Welcome back!
In terms of a mobile version, this is something we've talked about, but I think that the only way this would really work is on the tablets, not the phones. Which is fine for you, but I'm an iPhone4 user and don't have an iPad.
One of the big limiting factors on the original iPad was that it only had 256MB of RAM, which was really pushing it. The iPad2 is a lot more promising in that regard, but optimizing for any mobile device is pretty different from doing the same for a full computer. To even get started, we'd need a couple of copies of Unity iPhone, which would set us back north of $3k. Then there's at least a few weeks or a month of development time, which would cost us even more in terms of lost opportunity.
What it really boils down to, at base, is that we don't already know how to develop for iOS -- all the tricks and techniques specific to any platform take time to learn even if you don't have to switch engines. These things
always take more time than expected.
So then the next question becomes "could we even make the money back that we invested in making the port?" My thought is... maybe. On our PC and Mac version combined, we've still only earned back about 35% or 40% of the cost we actually spent to make the game. I really love the game and am glad we made it, but we just never could get it to connect with a large enough audience to offset the cost of making it. I know a lot of iOS and Android developers (well, half a dozen), and their experiences are kind of a mixed bag. There's a
lot of competition in those markets, and not a lot of visibility unless you happen to get a big hit.
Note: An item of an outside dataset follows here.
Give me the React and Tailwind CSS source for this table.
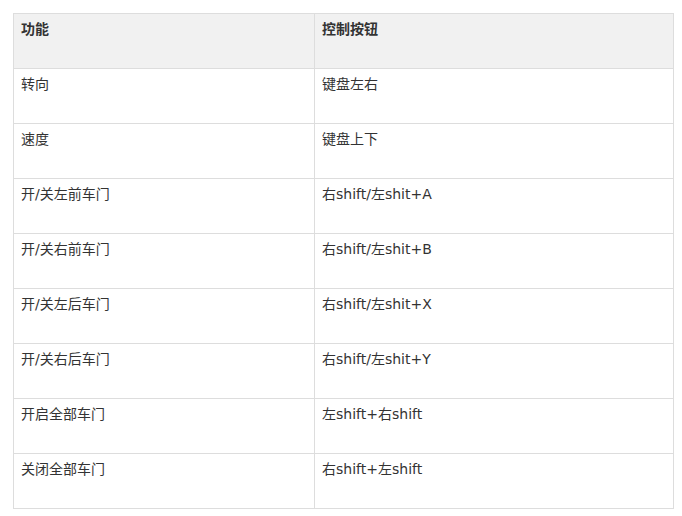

In a lot of respects Tidalis would be a better fit for those markets than it was for the PC, assuming we could nail the controls in a touchscreen-only environment (which I've thought about a lot and believe could be done). But there's still a lot of risk there, and given the financial beating I've already taken on Tidalis it's not something that really excites me, honestly. Actually, porting in general doesn't really excite me -- I'm an indie dev to make games, and I've seen what happens to companies like Introversion that spend too much time just porting endlessly.
All of that is to say, I think that the only ways a port of this game to another platform would happen were if: 1) we made a ton of money on other projects and could afford to dedicate a new programmer to just doing the port to see what happens; 2) or if we partnered with some other individual or developer who took the existing code, did the port and took the financial burden of that part of things, and then split the profits with us; 3) if the iPad3 or similar is so similar in specs to your average Mac that the porting trials just really go way down, and/or that we port another game to the platform and thus already have the tools and expertise to do Tidalis also.
We've actually talked to a couple of other indies about the partnering-on-a-port idea for Tidalis, but it's always fallen through for one reason or another. It's something I'd love to see happen, because I think playing this on a touchscreen tablet could actually be the definitive experience if it's done well, but at the same time I don't want to be the one to do it. I have easier and more fun ways to make a living at the moment is really what it boils down to.
Anyway, hope that answers the question at least!